“The Casio CP-10 is a neat calculator that has a thermal printer attached. The calculator also has a built-in clock and can do useful tasks such as printing this month’s calendar. The date rang eis also useful as it ends in 2099. The printer is a small mechanism that take standard 38mm thermal paper. I found out that the mechanism is the same one that the FP-12 printer uses. This is a small printer that is designed to attach to a variety of calculators and pocket computers.
I bought a CP-10 to see if I could re-use the printer mechanism instead of the receipt printers that I have bought off ebay in the past. They are relatively expensive (over £20) whereas the CP-10 can be had for half the price, if the CP-10 is listed as non-working. Unfortunately the CP-10 has a NiCd battery pack, as the printer mechanism take a fair current when running and the pack is used to supply that. This means that a lot of CP-10s have suffered battery leakage and failed. This is what had happened to my example. After a brief attempt to revive it I cut off the printer mechanism and attached a blue pill and some extra circuitry.

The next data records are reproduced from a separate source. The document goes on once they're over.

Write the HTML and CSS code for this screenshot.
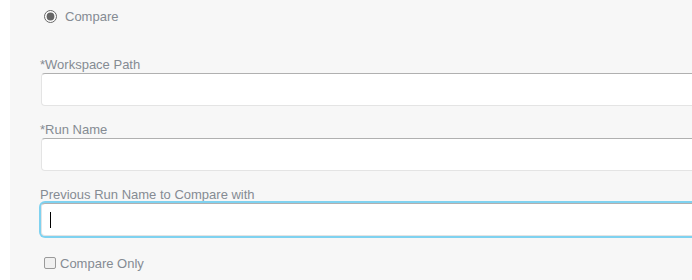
FILE: index.html
```html
<!DOCTYPE html>
<html>
<head>
<meta charset="utf-8">
<link rel="stylesheet" href="styles.css">
</head>
<body>
<div class="strip"></div>
<div class="panel">
  <label class="radio-row">
    <input type="radio" checked>
    <span>Compare</span>
  </label>
  <div class="group">
    <label class="lbl">*Workspace Path</label>
    <input class="field" type="text">
  </div>
  <div class="group">
    <label class="lbl">*Run Name</label>
    <input class="field" type="text">
  </div>
  <div class="group">
    <label class="lbl">Previous Run Name to Compare with</label>
    <div class="field focused"><span class="caret"></span></div>
  </div>
  <label class="check-row">
    <span class="box"></span>
    <span>Compare Only</span>
  </label>
</div>
</body>
</html>
```
FILE: styles.css
```css
html, body {
  margin: 0;
  height: 100%;
  background: #ffffff;
}
body {
  display: flex;
  font-family: "Liberation Sans", Arial, sans-serif;
  font-size: 13px;
  color: #858b93;
  overflow: hidden;
}
.strip {
  width: 10px;
  flex: none;
  background: #ffffff;
}
.panel {
  flex: 1;
  background: #f7f7f7;
  padding: 5px 0 0 30px;
  display: flex;
  flex-direction: column;
}
.radio-row {
  display: flex;
  align-items: center;
  gap: 8px;
  height: 18px;
  margin: 2px 0 31px 4px;
}
.radio-row input {
  margin: 0;
  width: 13px;
  height: 13px;
  accent-color: #666;
}
.group {
  display: flex;
  flex-direction: column;
  margin-bottom: 15px;
}
.lbl {
  display: block;
  line-height: 17px;
  margin-bottom: 0px;
}
.field {
  display: block;
  box-sizing: border-box;
  height: 33px;
  margin: 0 0 0 1px;
  width: calc(100% + 20px);
  background: #ffffff;
  border: 1px solid #e4e4e4;
  border-top-color: #b0b0b0;
  border-radius: 4px;
  outline: none;
  font: inherit;
  padding: 0 8px;
}
.focused {
  box-shadow: 0 0 0 2px #7fd2f0;
  display: flex;
  align-items: center;
}
.caret {
  display: block;
  width: 1px;
  height: 16px;
  background: #000;
}
.check-row {
  display: flex;
  align-items: center;
  gap: 4px;
  margin-top: 3px;
  margin-left: 4px;
  height: 18px;
}
.box {
  width: 10px;
  height: 10px;
  border: 1px solid #9a9a9a;
  border-radius: 2px;
  background: #f0f0f0;
}
```
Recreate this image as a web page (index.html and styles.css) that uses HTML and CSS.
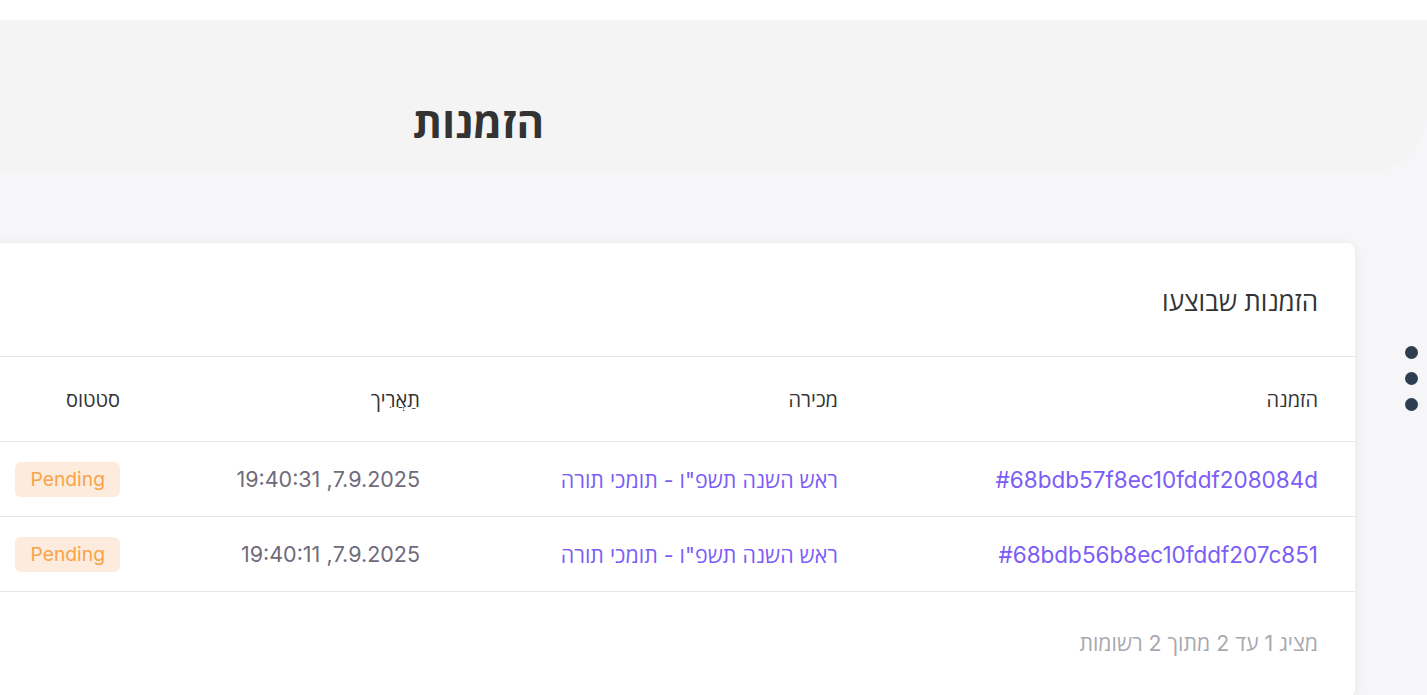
FILE: index.html
```html
<!DOCTYPE html>
<html lang="he" dir="rtl">
<head>
<meta charset="utf-8">
<title>הזמנות</title>
<link rel="stylesheet" href="styles.css">
</head>
<body>
<div class="topbar"></div>
<header class="hero">
  <h1 class="hero-title">הזמנות</h1>
</header>
<main class="content">
  <div class="dots" aria-label="more">
    <span class="dot"></span><span class="dot"></span><span class="dot"></span>
  </div>
  <section class="card">
    <h2 class="card-title">הזמנות שבוצעו</h2>
    <div class="table">
      <div class="row head">
        <div class="cell">הזמנה</div>
        <div class="cell">מכירה</div>
        <div class="cell">תַאֲרִיך</div>
        <div class="cell">סטטוס</div>
      </div>
      <div class="row">
        <div class="cell"><a class="link id" href="#">#68bdb57f8ec10fddf208084d</a></div>
        <div class="cell"><a class="link sale" href="#">ראש השנה תשפ"ו - תומכי תורה</a></div>
        <div class="cell date">7.9.2025, 19:40:31</div>
        <div class="cell"><span class="badge">Pending</span></div>
      </div>
      <div class="row">
        <div class="cell"><a class="link id" href="#">#68bdb56b8ec10fddf207c851</a></div>
        <div class="cell"><a class="link sale" href="#">ראש השנה תשפ"ו - תומכי תורה</a></div>
        <div class="cell date">7.9.2025, 19:40:11</div>
        <div class="cell"><span class="badge">Pending</span></div>
      </div>
    </div>
    <p class="footer-note">מציג 1 עד 2 מתוך 2 רשומות</p>
  </section>
</main>
</body>
</html>
```

FILE: styles.css
```css
* { box-sizing: border-box; }
html, body { margin: 0; padding: 0; }
body {
  background: #f6f6f9;
  font-family: "Inter", "Open Sans", "Liberation Sans", sans-serif;
  color: #333;
  overflow: hidden;
  width: 1427px;
  height: 695px;
}
.topbar {
  height: 20px;
  background: #ffffff;
}
.hero {
  height: 153px;
  background: #f4f4f5;
  border-bottom-right-radius: 60px;
  display: flex;
  align-items: flex-end;
  padding-right: 883px;
  padding-bottom: 29px;
}
.hero-title {
  margin: 0;
  font-size: 42px;
  font-weight: 700;
  color: #333;
  line-height: 1;
}
.content {
  display: flex;
  align-items: flex-start;
  padding-top: 70px;
}
.dots {
  display: flex;
  flex-direction: column;
  gap: 13px;
  width: 72px;
  flex-shrink: 0;
  padding-right: 9px;
  margin-top: 103px;
}
.dot {
  width: 13px;
  height: 13px;
  border-radius: 50%;
  background: #2c3e50;
}
.card {
  background: #fff;
  border-radius: 8px;
  box-shadow: 0 2px 12px rgba(30, 30, 60, 0.06);
  width: 1376px;
  flex-shrink: 0;
}
.card-title {
  margin: 0;
  padding: 40px 37px 0 37px;
  height: 114px;
  font-size: 26px;
  font-weight: 400;
  color: #333;
  border-bottom: 1px solid #e6e6e9;
}
.row {
  display: grid;
  grid-template-columns: 480px 418px 300px 1fr;
  align-items: center;
  height: 75px;
  padding: 0 37px;
  border-bottom: 1px solid #e6e6e9;
}
.row.head {
  height: 85px;
  font-size: 20px;
  color: #333;
}
.cell { white-space: nowrap; }
.link {
  color: #7b5cf7;
  text-decoration: none;
}
.link.id { font-size: 22.5px; }
.link.sale { font-size: 21.4px; }
.date {
  color: #6e6b7b;
  font-size: 21.5px;
}
.badge {
  display: inline-block;
  background: #fdecdd;
  color: #f7a34b;
  border-radius: 6px;
  font-size: 19.3px;
  padding: 5px 15px;
  line-height: 25px;
}
.footer-note {
  margin: 0;
  padding: 36px 37px 40px;
  font-size: 21.3px;
  color: #a8a8b0;
}
```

There’s seven transistors, one for each thermal element, and one transistor that drives the motor. There’s an input for the home position switch as well. The mechanism has a tachometer output that gives a series of pulses as a magnet rotates near a coil. The magnet is attached to the motor, so this arrangement gives a reading of the motor speed. The pulse may also be used for dot timing. Unfortunately my mechanism seems to have a broken tachometer output. The coil reads 25M resistance, which is a bit high for a coil of wire. (I have since bought a second CP-10, this one shows signs of life and its coil reads 82R, so is much healthier). After trying my own tacho circuit, then copying the CP-10 circuit, then building a higher gain circuit with an op-amp I decided that the tacho output wasn’t reliable enough to use. This may not be too much of a problem if the motor is run off a stable supply as the speed of the motor should be fixed. I should be able to time the motor moving from home position back to home position and scale the dot timings appropriately if need be.”